/---
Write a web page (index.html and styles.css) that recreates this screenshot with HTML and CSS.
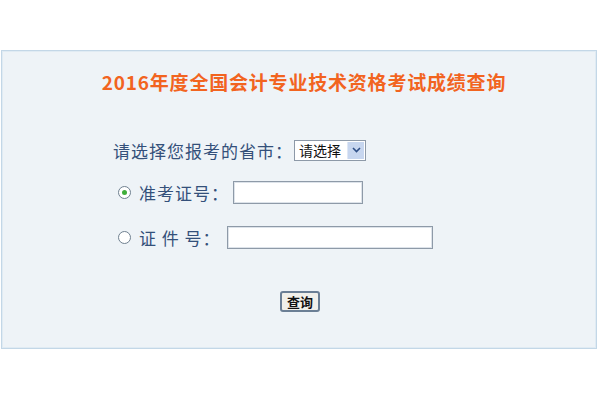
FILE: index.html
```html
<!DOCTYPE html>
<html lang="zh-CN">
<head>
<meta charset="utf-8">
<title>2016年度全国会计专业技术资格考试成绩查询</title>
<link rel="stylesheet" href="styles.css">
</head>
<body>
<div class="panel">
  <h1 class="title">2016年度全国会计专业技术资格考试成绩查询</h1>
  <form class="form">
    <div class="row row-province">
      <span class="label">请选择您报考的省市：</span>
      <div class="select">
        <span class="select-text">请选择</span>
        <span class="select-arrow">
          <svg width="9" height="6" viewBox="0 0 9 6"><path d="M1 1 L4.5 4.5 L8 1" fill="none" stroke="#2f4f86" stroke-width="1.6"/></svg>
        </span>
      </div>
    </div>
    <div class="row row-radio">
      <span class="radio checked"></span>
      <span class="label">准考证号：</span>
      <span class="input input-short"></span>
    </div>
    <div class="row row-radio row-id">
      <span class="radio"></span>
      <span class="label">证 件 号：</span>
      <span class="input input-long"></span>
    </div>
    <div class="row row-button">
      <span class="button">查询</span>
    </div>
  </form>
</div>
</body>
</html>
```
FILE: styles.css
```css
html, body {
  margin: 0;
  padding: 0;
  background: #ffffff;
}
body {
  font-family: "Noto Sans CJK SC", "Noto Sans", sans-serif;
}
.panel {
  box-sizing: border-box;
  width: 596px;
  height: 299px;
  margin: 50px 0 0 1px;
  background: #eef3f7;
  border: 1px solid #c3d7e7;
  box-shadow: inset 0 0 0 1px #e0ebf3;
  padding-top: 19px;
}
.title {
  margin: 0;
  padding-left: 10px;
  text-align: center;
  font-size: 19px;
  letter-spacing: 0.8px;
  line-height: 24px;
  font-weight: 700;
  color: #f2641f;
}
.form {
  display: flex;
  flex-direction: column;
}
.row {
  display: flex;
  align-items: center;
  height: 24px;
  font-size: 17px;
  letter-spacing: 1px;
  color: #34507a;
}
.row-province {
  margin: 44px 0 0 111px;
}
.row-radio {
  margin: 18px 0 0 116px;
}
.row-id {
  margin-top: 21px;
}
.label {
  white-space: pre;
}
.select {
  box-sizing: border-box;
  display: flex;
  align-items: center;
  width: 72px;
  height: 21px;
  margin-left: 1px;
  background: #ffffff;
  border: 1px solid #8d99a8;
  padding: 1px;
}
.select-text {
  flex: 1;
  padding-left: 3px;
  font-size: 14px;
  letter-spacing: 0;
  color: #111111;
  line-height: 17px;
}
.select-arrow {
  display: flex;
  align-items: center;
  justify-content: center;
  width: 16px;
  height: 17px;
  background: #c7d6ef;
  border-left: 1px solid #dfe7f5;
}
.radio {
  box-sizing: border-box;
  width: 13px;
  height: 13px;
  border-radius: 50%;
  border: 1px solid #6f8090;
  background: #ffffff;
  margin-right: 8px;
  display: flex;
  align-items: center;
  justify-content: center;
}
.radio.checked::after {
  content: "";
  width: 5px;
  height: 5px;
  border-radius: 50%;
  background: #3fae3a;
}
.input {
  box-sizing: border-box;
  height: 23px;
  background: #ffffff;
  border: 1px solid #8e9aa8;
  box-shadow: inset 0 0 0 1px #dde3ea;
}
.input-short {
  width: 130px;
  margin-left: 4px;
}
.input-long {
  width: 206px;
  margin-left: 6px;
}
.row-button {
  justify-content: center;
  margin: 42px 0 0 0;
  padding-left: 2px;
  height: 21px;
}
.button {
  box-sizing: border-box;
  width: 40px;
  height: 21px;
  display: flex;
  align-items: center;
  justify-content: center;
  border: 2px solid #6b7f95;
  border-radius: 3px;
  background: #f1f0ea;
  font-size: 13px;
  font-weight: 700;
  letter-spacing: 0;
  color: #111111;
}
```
\---
Leave the images out, please, and restate each line word for word.

Write a web page (index.html and styles.css) that recreates this screenshot with HTML and CSS.
FILE: index.html
```html
<!DOCTYPE html>
<html lang="zh-CN">
<head>
<meta charset="utf-8">
<title>2016年度全国会计专业技术资格考试成绩查询</title>
<link rel="stylesheet" href="styles.css">
</head>
<body>
<div class="panel">
  <h1 class="title">2016年度全国会计专业技术资格考试成绩查询</h1>
  <form class="form">
    <div class="row row-province">
      <span class="label">请选择您报考的省市：</span>
      <div class="select">
        <span class="select-text">请选择</span>
        <span class="select-arrow">
          <svg width="9" height="6" viewBox="0 0 9 6"><path d="M1 1 L4.5 4.5 L8 1" fill="none" stroke="#2f4f86" stroke-width="1.6"/></svg>
        </span>
      </div>
    </div>
    <div class="row row-radio">
      <span class="radio checked"></span>
      <span class="label">准考证号：</span>
      <span class="input input-short"></span>
    </div>
    <div class="row row-radio row-id">
      <span class="radio"></span>
      <span class="label">证 件 号：</span>
      <span class="input input-long"></span>
    </div>
    <div class="row row-button">
      <span class="button">查询</span>
    </div>
  </form>
</div>
</body>
</html>
```
FILE: styles.css
```css
html, body {
  margin: 0;
  padding: 0;
  background: #ffffff;
}
body {
  font-family: "Noto Sans CJK SC", "Noto Sans", sans-serif;
}
.panel {
  box-sizing: border-box;
  width: 596px;
  height: 299px;
  margin: 50px 0 0 1px;
  background: #eef3f7;
  border: 1px solid #c3d7e7;
  box-shadow: inset 0 0 0 1px #e0ebf3;
  padding-top: 19px;
}
.title {
  margin: 0;
  padding-left: 10px;
  text-align: center;
  font-size: 19px;
  letter-spacing: 0.8px;
  line-height: 24px;
  font-weight: 700;
  color: #f2641f;
}
.form {
  display: flex;
  flex-direction: column;
}
.row {
  display: flex;
  align-items: center;
  height: 24px;
  font-size: 17px;
  letter-spacing: 1px;
  color: #34507a;
}
.row-province {
  margin: 44px 0 0 111px;
}
.row-radio {
  margin: 18px 0 0 116px;
}
.row-id {
  margin-top: 21px;
}
.label {
  white-space: pre;
}
.select {
  box-sizing: border-box;
  display: flex;
  align-items: center;
  width: 72px;
  height: 21px;
  margin-left: 1px;
  background: #ffffff;
  border: 1px solid #8d99a8;
  padding: 1px;
}
.select-text {
  flex: 1;
  padding-left: 3px;
  font-size: 14px;
  letter-spacing: 0;
  color: #111111;
  line-height: 17px;
}
.select-arrow {
  display: flex;
  align-items: center;
  justify-content: center;
  width: 16px;
  height: 17px;
  background: #c7d6ef;
  border-left: 1px solid #dfe7f5;
}
.radio {
  box-sizing: border-box;
  width: 13px;
  height: 13px;
  border-radius: 50%;
  border: 1px solid #6f8090;
  background: #ffffff;
  margin-right: 8px;
  display: flex;
  align-items: center;
  justify-content: center;
}
.radio.checked::after {
  content: "";
  width: 5px;
  height: 5px;
  border-radius: 50%;
  background: #3fae3a;
}
.input {
  box-sizing: border-box;
  height: 23px;
  background: #ffffff;
  border: 1px solid #8e9aa8;
  box-shadow: inset 0 0 0 1px #dde3ea;
}
.input-short {
  width: 130px;
  margin-left: 4px;
}
.input-long {
  width: 206px;
  margin-left: 6px;
}
.row-button {
  justify-content: center;
  margin: 42px 0 0 0;
  padding-left: 2px;
  height: 21px;
}
.button {
  box-sizing: border-box;
  width: 40px;
  height: 21px;
  display: flex;
  align-items: center;
  justify-content: center;
  border: 2px solid #6b7f95;
  border-radius: 3px;
  background: #f1f0ea;
  font-size: 13px;
  font-weight: 700;
  letter-spacing: 0;
  color: #111111;
}
```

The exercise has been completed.